Across the Atlantic, a few decades later, Anglican clergyman-turned-separatist Roger Williams had developed his own religious convictions that put him at odds with the Puritans. In the Massachusetts Bay Colony, you were subject to whippings or imprisonment for not attending worship or other offenses against the church. You could not vote if you were not a member of the correct church. Your taxes supported the church. Pinson writes, “The attitude of those in power in Massachusetts was that if people did not agree with the ruling saints, they could leave.” (Sound familiar?) If you chose to stay but insisted on a different way of worshiping and believing, “the consequences were severe. For example, four Quakers were hanged in the colony.”

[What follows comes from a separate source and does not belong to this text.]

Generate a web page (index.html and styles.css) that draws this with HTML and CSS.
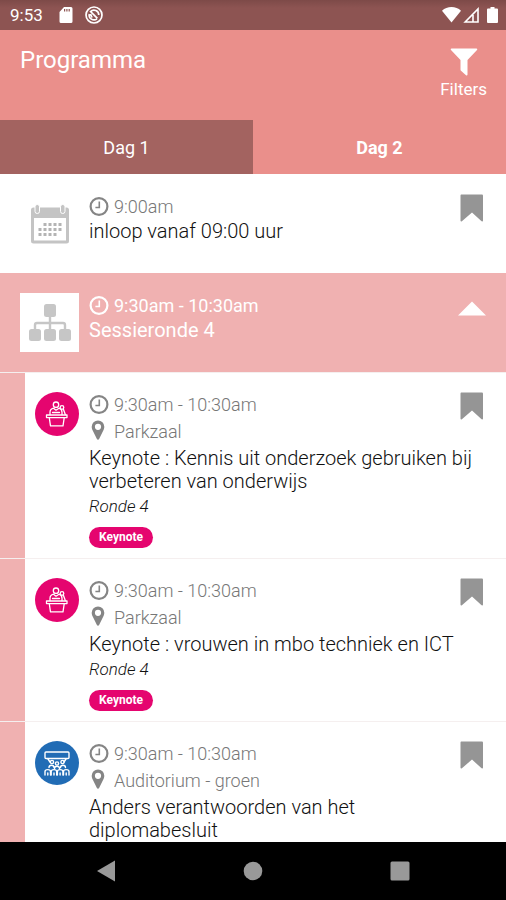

Roger Williams (not Thomas Jefferson) was the first to speak of a “wall of separation” between church and state, and wrote that “an enforced uniformity of religion throughout a nation or civil state, confounds the civil and religious, and denies the principles of Christianity ….” Williams was threatened with exile, so he fled to modern-day Rhode Island, where he not only established the first Baptist church on American soil but chartered the first colony that guaranteed complete religious freedom for all people. He knew firsthand what religious persecution was.

Once upon a time, “religious freedom” was the cry of the oppressed minority when basic human rights were being denied them by their own government because of their religious beliefs. Today, in the United States, “religious freedom” is becoming the cry of the privileged and powerful concerning what they can rightfully deny someone else because of religious beliefs. It has been a radical shift, and it is an embarrassing travesty.